>> begin AVAILABLE DATA
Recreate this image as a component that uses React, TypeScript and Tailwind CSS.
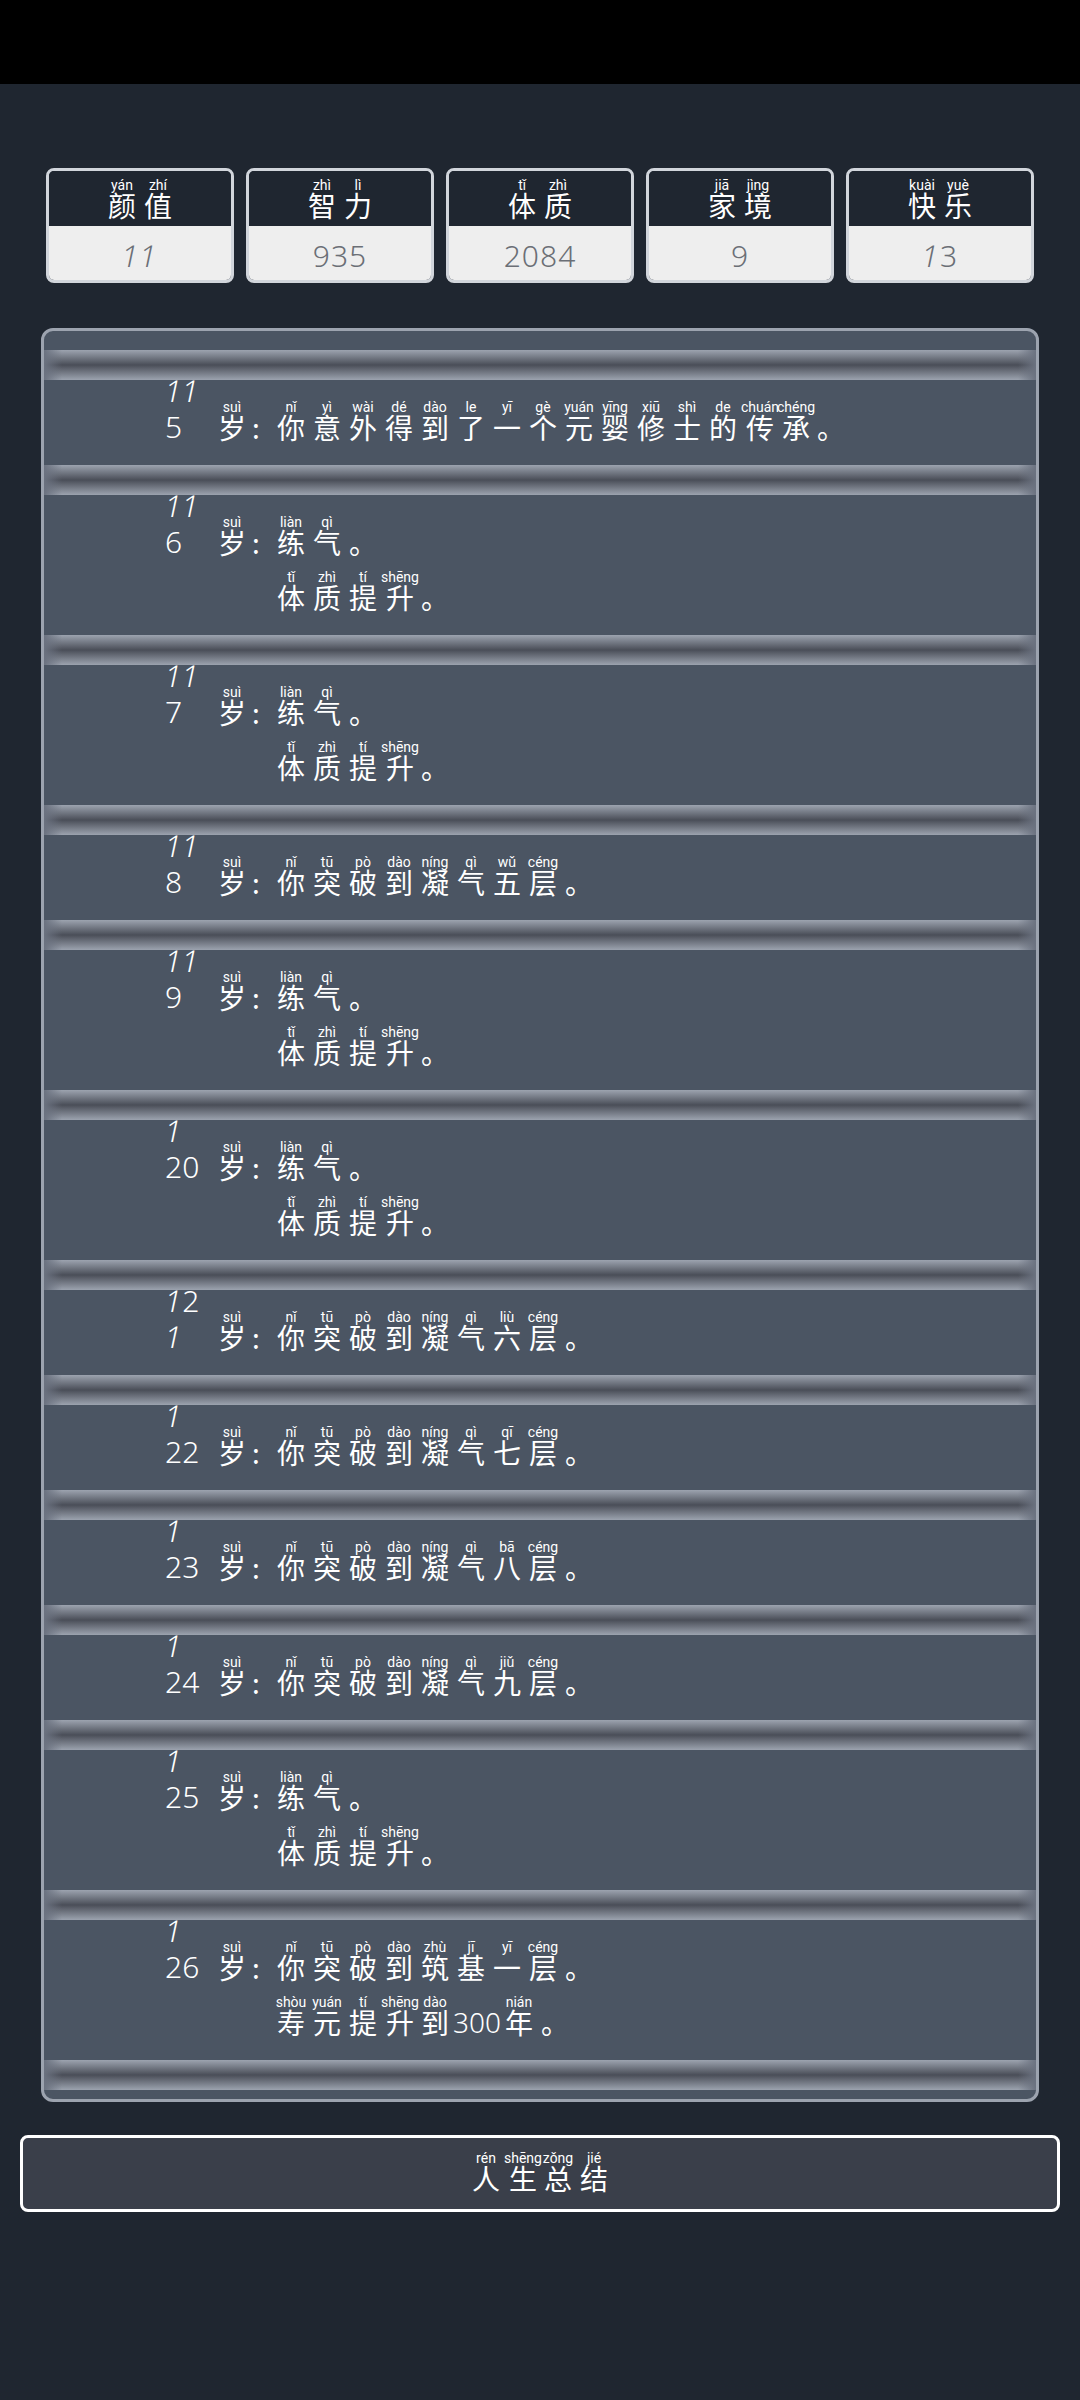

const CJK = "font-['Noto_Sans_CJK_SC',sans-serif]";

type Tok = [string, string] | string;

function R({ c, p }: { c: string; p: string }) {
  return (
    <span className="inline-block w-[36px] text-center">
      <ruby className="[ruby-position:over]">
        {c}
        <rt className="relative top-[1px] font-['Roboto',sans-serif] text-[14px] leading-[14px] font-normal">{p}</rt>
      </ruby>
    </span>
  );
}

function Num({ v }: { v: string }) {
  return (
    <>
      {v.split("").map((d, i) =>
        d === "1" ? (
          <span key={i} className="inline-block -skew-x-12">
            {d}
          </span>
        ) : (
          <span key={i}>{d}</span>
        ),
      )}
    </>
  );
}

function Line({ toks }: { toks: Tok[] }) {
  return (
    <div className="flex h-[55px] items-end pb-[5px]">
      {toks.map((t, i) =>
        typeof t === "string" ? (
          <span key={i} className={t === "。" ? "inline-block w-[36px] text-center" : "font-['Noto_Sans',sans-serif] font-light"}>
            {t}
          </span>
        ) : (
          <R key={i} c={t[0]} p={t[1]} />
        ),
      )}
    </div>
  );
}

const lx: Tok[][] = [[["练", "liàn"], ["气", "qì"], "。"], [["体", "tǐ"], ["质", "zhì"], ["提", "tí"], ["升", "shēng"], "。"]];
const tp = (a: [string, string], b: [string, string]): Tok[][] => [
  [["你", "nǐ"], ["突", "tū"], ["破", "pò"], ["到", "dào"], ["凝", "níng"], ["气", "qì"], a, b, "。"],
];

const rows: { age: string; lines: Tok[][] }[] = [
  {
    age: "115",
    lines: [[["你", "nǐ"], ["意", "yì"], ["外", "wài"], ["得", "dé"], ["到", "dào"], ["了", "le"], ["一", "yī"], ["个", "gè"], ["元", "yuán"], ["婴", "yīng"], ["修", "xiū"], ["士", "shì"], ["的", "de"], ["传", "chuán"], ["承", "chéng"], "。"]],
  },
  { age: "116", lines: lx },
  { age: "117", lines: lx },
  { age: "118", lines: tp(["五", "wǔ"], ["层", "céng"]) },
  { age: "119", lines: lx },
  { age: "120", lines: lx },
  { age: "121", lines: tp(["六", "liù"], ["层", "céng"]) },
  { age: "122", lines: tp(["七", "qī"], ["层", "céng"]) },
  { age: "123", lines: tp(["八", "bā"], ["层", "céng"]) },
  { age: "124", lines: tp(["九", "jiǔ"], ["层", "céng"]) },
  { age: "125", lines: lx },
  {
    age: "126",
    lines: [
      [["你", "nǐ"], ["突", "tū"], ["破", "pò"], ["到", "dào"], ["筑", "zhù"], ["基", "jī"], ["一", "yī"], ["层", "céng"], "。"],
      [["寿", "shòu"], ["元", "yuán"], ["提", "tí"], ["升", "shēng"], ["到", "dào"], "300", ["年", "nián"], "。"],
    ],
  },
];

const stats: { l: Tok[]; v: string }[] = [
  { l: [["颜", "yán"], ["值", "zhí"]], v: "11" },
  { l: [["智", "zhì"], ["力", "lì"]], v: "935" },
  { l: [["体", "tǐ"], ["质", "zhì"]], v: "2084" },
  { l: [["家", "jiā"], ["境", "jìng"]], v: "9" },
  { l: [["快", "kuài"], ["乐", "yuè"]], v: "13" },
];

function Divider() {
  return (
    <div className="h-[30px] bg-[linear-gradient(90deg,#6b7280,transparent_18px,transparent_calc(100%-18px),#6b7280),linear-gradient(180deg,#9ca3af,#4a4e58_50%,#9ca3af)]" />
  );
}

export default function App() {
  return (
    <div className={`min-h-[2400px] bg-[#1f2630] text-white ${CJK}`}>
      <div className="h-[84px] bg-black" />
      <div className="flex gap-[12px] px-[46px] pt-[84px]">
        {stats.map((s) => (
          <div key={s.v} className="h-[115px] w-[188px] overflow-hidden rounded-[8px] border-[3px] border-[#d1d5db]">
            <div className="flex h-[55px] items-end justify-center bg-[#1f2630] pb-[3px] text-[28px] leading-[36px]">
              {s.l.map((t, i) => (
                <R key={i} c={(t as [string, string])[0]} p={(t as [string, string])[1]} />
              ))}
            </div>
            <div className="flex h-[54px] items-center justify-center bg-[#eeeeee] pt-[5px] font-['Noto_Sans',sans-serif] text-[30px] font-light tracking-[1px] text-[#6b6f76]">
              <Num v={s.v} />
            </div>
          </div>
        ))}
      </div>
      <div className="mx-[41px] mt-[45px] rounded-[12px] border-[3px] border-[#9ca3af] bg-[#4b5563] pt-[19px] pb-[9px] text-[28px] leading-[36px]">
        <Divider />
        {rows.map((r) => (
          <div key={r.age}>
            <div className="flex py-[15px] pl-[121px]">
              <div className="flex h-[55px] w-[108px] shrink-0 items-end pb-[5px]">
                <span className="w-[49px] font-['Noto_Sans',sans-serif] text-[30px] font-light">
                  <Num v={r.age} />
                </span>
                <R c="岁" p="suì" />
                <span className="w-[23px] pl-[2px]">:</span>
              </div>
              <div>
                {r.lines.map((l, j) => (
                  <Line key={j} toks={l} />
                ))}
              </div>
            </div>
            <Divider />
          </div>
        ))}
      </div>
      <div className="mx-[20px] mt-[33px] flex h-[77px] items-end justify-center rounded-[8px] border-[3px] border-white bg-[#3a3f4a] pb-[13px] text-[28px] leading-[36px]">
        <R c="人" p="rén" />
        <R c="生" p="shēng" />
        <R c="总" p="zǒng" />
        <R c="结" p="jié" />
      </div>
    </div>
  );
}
>> end AVAILABLE DATA
## WORK TO BE COMPLETED:
Make an exact copy of the data, leaving its pictures out.

## FULL RESPONSE:
Recreate this image as a component that uses React, TypeScript and Tailwind CSS.

const CJK = "font-['Noto_Sans_CJK_SC',sans-serif]";

type Tok = [string, string] | string;

function R({ c, p }: { c: string; p: string }) {
  return (
    <span className="inline-block w-[36px] text-center">
      <ruby className="[ruby-position:over]">
        {c}
        <rt className="relative top-[1px] font-['Roboto',sans-serif] text-[14px] leading-[14px] font-normal">{p}</rt>
      </ruby>
    </span>
  );
}

function Num({ v }: { v: string }) {
  return (
    <>
      {v.split("").map((d, i) =>
        d === "1" ? (
          <span key={i} className="inline-block -skew-x-12">
            {d}
          </span>
        ) : (
          <span key={i}>{d}</span>
        ),
      )}
    </>
  );
}

function Line({ toks }: { toks: Tok[] }) {
  return (
    <div className="flex h-[55px] items-end pb-[5px]">
      {toks.map((t, i) =>
        typeof t === "string" ? (
          <span key={i} className={t === "。" ? "inline-block w-[36px] text-center" : "font-['Noto_Sans',sans-serif] font-light"}>
            {t}
          </span>
        ) : (
          <R key={i} c={t[0]} p={t[1]} />
        ),
      )}
    </div>
  );
}

const lx: Tok[][] = [[["练", "liàn"], ["气", "qì"], "。"], [["体", "tǐ"], ["质", "zhì"], ["提", "tí"], ["升", "shēng"], "。"]];
const tp = (a: [string, string], b: [string, string]): Tok[][] => [
  [["你", "nǐ"], ["突", "tū"], ["破", "pò"], ["到", "dào"], ["凝", "níng"], ["气", "qì"], a, b, "。"],
];

const rows: { age: string; lines: Tok[][] }[] = [
  {
    age: "115",
    lines: [[["你", "nǐ"], ["意", "yì"], ["外", "wài"], ["得", "dé"], ["到", "dào"], ["了", "le"], ["一", "yī"], ["个", "gè"], ["元", "yuán"], ["婴", "yīng"], ["修", "xiū"], ["士", "shì"], ["的", "de"], ["传", "chuán"], ["承", "chéng"], "。"]],
  },
  { age: "116", lines: lx },
  { age: "117", lines: lx },
  { age: "118", lines: tp(["五", "wǔ"], ["层", "céng"]) },
  { age: "119", lines: lx },
  { age: "120", lines: lx },
  { age: "121", lines: tp(["六", "liù"], ["层", "céng"]) },
  { age: "122", lines: tp(["七", "qī"], ["层", "céng"]) },
  { age: "123", lines: tp(["八", "bā"], ["层", "céng"]) },
  { age: "124", lines: tp(["九", "jiǔ"], ["层", "céng"]) },
  { age: "125", lines: lx },
  {
    age: "126",
    lines: [
      [["你", "nǐ"], ["突", "tū"], ["破", "pò"], ["到", "dào"], ["筑", "zhù"], ["基", "jī"], ["一", "yī"], ["层", "céng"], "。"],
      [["寿", "shòu"], ["元", "yuán"], ["提", "tí"], ["升", "shēng"], ["到", "dào"], "300", ["年", "nián"], "。"],
    ],
  },
];

const stats: { l: Tok[]; v: string }[] = [
  { l: [["颜", "yán"], ["值", "zhí"]], v: "11" },
  { l: [["智", "zhì"], ["力", "lì"]], v: "935" },
  { l: [["体", "tǐ"], ["质", "zhì"]], v: "2084" },
  { l: [["家", "jiā"], ["境", "jìng"]], v: "9" },
  { l: [["快", "kuài"], ["乐", "yuè"]], v: "13" },
];

function Divider() {
  return (
    <div className="h-[30px] bg-[linear-gradient(90deg,#6b7280,transparent_18px,transparent_calc(100%-18px),#6b7280),linear-gradient(180deg,#9ca3af,#4a4e58_50%,#9ca3af)]" />
  );
}

export default function App() {
  return (
    <div className={`min-h-[2400px] bg-[#1f2630] text-white ${CJK}`}>
      <div className="h-[84px] bg-black" />
      <div className="flex gap-[12px] px-[46px] pt-[84px]">
        {stats.map((s) => (
          <div key={s.v} className="h-[115px] w-[188px] overflow-hidden rounded-[8px] border-[3px] border-[#d1d5db]">
            <div className="flex h-[55px] items-end justify-center bg-[#1f2630] pb-[3px] text-[28px] leading-[36px]">
              {s.l.map((t, i) => (
                <R key={i} c={(t as [string, string])[0]} p={(t as [string, string])[1]} />
              ))}
            </div>
            <div className="flex h-[54px] items-center justify-center bg-[#eeeeee] pt-[5px] font-['Noto_Sans',sans-serif] text-[30px] font-light tracking-[1px] text-[#6b6f76]">
              <Num v={s.v} />
            </div>
          </div>
        ))}
      </div>
      <div className="mx-[41px] mt-[45px] rounded-[12px] border-[3px] border-[#9ca3af] bg-[#4b5563] pt-[19px] pb-[9px] text-[28px] leading-[36px]">
        <Divider />
        {rows.map((r) => (
          <div key={r.age}>
            <div className="flex py-[15px] pl-[121px]">
              <div className="flex h-[55px] w-[108px] shrink-0 items-end pb-[5px]">
                <span className="w-[49px] font-['Noto_Sans',sans-serif] text-[30px] font-light">
                  <Num v={r.age} />
                </span>
                <R c="岁" p="suì" />
                <span className="w-[23px] pl-[2px]">:</span>
              </div>
              <div>
                {r.lines.map((l, j) => (
                  <Line key={j} toks={l} />
                ))}
              </div>
            </div>
            <Divider />
          </div>
        ))}
      </div>
      <div className="mx-[20px] mt-[33px] flex h-[77px] items-end justify-center rounded-[8px] border-[3px] border-white bg-[#3a3f4a] pb-[13px] text-[28px] leading-[36px]">
        <R c="人" p="rén" />
        <R c="生" p="shēng" />
        <R c="总" p="zǒng" />
        <R c="结" p="jié" />
      </div>
    </div>
  );
}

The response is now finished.